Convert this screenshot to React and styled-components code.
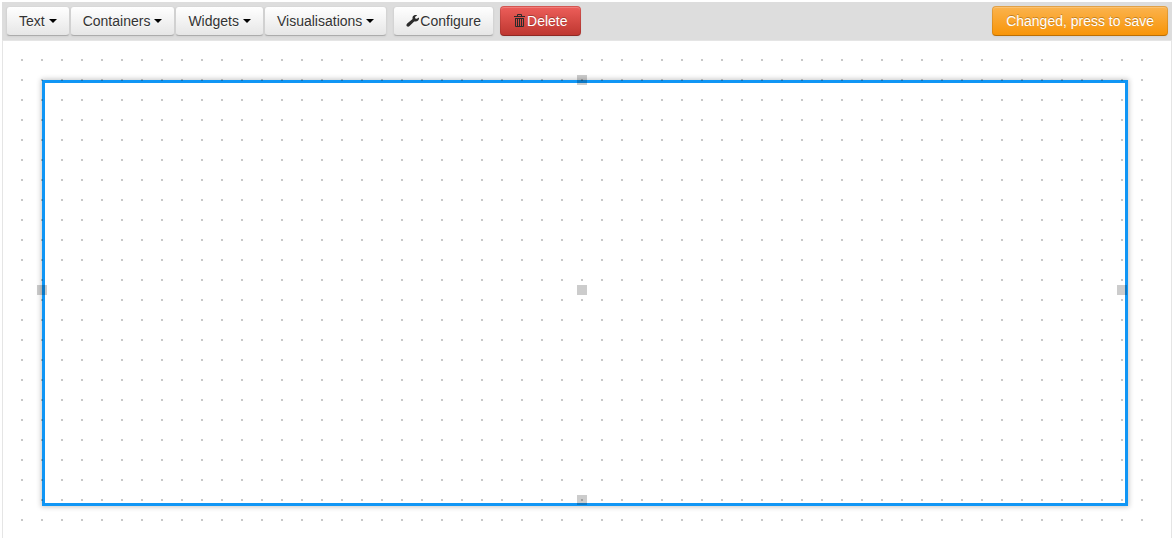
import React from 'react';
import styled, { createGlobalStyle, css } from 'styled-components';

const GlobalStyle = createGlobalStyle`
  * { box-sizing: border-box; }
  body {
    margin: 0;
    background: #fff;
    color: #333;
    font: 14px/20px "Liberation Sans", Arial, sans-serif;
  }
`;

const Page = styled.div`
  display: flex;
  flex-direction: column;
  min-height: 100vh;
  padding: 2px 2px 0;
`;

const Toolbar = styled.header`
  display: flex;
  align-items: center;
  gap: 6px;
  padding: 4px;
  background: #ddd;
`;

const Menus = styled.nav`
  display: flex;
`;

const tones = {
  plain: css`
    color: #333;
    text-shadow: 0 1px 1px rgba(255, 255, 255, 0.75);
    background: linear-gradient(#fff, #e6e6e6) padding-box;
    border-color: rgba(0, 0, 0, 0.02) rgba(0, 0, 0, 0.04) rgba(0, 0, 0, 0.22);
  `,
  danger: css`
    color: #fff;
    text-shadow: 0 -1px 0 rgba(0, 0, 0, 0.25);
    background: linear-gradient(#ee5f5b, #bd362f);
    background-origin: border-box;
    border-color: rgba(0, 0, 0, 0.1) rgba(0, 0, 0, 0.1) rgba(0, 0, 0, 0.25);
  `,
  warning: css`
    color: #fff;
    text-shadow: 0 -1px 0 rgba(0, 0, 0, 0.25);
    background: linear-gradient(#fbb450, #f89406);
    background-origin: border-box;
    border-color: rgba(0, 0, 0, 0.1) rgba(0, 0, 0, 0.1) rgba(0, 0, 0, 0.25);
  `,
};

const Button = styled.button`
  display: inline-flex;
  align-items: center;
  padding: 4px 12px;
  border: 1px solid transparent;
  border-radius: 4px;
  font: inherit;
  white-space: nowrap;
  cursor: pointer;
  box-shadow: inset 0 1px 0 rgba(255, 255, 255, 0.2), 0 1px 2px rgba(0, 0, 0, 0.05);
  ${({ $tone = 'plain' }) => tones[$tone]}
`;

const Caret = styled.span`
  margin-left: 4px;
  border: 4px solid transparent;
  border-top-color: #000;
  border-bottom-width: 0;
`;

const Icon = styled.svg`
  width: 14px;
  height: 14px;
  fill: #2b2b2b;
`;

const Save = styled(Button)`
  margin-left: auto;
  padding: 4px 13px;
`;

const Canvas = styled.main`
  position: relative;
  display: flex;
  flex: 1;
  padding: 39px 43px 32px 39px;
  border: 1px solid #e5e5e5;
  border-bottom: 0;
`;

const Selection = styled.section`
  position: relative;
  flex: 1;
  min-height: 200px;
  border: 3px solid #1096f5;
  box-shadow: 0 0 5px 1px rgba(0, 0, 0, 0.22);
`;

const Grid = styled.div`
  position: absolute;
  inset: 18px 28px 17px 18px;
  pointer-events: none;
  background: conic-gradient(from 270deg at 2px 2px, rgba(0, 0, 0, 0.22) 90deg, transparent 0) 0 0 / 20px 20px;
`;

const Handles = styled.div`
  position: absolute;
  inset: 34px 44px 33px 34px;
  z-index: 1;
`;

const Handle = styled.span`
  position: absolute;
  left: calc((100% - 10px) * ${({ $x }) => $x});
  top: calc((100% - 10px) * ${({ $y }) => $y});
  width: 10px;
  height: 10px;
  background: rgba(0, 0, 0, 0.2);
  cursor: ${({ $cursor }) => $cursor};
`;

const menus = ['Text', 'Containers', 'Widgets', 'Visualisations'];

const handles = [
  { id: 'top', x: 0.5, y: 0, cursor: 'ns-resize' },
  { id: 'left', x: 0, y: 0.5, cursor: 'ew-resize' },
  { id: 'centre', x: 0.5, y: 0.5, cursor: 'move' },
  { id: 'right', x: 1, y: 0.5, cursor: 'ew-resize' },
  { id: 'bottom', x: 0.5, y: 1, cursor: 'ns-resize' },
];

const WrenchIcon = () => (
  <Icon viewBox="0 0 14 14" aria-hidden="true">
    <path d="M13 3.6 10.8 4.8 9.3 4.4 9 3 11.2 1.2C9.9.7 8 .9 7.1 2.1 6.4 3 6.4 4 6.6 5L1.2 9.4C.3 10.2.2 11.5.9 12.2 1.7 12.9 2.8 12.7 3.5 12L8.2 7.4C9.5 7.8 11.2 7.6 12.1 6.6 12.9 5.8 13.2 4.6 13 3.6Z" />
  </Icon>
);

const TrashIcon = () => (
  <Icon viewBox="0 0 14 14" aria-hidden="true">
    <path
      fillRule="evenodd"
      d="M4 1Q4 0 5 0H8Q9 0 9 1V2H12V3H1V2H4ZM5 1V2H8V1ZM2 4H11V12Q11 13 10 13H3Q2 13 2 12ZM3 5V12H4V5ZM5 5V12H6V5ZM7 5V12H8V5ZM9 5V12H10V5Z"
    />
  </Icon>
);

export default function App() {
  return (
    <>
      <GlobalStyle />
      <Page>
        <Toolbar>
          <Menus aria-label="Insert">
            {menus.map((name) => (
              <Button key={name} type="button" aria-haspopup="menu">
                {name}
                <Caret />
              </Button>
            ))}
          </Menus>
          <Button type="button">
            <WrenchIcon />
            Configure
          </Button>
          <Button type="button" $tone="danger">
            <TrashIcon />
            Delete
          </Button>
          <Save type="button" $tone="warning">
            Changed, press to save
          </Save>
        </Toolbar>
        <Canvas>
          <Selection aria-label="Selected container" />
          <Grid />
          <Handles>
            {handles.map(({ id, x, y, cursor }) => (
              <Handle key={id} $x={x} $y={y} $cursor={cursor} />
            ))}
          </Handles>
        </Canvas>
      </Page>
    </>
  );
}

*-*-*

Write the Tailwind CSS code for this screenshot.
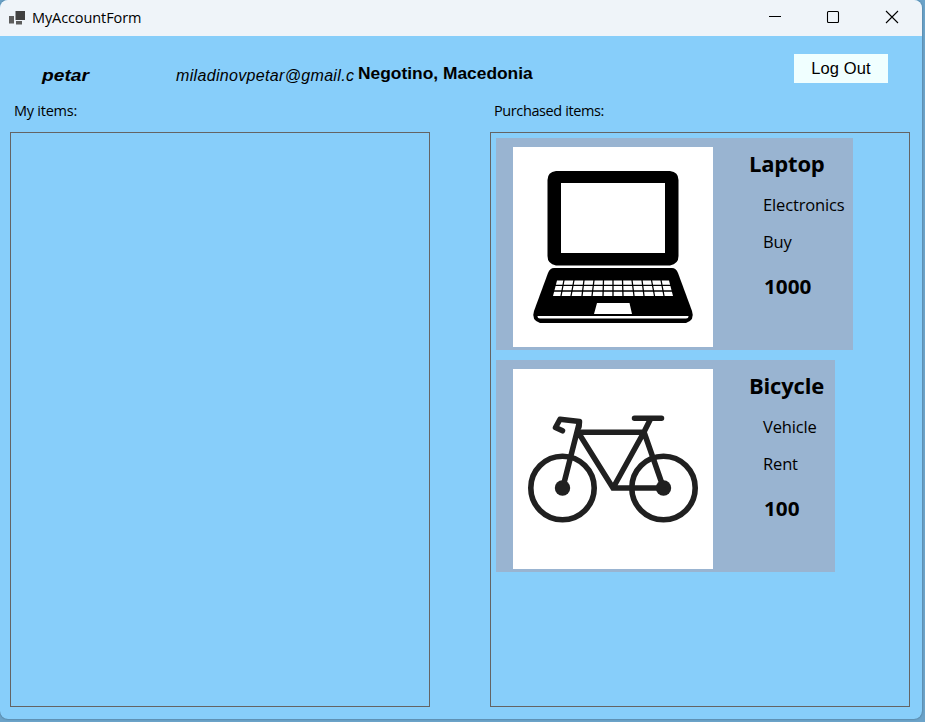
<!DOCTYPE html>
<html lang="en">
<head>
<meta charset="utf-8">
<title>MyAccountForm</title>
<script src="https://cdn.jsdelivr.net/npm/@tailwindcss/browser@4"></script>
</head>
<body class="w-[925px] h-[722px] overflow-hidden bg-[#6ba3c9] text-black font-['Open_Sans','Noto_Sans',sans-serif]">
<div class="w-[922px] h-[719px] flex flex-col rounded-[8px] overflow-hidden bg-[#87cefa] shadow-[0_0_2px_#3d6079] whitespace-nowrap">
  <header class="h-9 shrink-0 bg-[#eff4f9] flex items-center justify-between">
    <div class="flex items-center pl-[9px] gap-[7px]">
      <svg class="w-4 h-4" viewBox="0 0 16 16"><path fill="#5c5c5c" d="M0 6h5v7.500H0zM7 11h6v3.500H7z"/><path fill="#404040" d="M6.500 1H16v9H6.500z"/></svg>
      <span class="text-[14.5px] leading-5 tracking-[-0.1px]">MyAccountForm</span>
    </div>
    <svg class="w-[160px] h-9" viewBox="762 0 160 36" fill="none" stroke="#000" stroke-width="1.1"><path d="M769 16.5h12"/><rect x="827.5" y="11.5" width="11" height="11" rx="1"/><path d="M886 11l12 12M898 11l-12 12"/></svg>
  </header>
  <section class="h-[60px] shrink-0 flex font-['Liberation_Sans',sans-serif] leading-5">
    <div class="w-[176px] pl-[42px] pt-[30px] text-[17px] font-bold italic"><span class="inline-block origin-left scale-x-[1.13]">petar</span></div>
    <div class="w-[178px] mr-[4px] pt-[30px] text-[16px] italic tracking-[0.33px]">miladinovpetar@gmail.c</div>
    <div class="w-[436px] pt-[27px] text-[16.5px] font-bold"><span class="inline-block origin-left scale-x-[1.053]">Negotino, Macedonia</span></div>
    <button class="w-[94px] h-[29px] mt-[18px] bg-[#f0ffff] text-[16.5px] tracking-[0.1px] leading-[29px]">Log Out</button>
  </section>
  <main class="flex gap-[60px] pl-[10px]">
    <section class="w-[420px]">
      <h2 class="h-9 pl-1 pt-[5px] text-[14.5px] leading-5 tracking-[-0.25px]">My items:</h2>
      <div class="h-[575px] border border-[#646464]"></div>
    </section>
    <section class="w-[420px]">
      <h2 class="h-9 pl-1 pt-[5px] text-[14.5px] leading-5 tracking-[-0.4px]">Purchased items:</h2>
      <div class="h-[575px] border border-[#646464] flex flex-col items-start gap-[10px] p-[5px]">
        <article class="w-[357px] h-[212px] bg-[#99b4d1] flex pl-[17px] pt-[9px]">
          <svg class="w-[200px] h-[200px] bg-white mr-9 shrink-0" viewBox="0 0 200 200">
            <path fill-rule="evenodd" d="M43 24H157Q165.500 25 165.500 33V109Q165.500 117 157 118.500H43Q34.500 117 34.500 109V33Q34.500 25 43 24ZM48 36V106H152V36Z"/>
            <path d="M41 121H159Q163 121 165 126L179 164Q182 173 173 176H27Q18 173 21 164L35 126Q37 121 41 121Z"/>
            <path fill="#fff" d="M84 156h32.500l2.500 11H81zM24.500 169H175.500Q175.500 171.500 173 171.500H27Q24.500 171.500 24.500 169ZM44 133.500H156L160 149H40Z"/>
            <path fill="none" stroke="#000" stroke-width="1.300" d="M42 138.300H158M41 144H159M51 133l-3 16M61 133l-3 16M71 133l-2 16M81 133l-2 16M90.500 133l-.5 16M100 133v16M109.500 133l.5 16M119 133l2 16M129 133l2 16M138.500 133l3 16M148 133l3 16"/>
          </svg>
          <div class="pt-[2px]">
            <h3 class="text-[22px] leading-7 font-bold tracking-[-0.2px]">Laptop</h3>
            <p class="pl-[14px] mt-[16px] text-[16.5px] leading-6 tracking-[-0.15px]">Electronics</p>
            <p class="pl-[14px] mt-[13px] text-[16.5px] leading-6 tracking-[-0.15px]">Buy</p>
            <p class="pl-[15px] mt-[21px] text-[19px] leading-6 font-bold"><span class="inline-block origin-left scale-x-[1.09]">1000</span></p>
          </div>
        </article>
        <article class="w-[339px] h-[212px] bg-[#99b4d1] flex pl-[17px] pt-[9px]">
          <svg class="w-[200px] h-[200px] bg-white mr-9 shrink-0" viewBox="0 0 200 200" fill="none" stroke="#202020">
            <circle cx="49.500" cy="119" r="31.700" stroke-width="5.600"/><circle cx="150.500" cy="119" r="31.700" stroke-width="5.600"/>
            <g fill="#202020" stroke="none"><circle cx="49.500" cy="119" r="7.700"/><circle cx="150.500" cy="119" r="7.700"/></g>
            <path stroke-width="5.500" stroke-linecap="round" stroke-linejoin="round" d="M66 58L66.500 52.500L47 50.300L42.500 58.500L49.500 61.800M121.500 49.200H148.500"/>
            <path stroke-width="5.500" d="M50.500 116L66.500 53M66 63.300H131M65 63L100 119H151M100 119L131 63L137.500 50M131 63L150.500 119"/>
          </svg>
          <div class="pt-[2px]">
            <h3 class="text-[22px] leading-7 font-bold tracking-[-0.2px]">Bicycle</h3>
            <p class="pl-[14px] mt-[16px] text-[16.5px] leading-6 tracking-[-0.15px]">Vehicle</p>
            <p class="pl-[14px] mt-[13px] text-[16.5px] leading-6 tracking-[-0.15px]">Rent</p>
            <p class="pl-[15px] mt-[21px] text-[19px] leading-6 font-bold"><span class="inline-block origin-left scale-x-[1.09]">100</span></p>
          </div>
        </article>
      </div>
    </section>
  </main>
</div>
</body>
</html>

*-*-*

> **Task goal**
Check all the records above and select each line where the string "screenshot" is found.

> **Finished answer**
Convert this screenshot to React and styled-components code.
Write the Tailwind CSS code for this screenshot.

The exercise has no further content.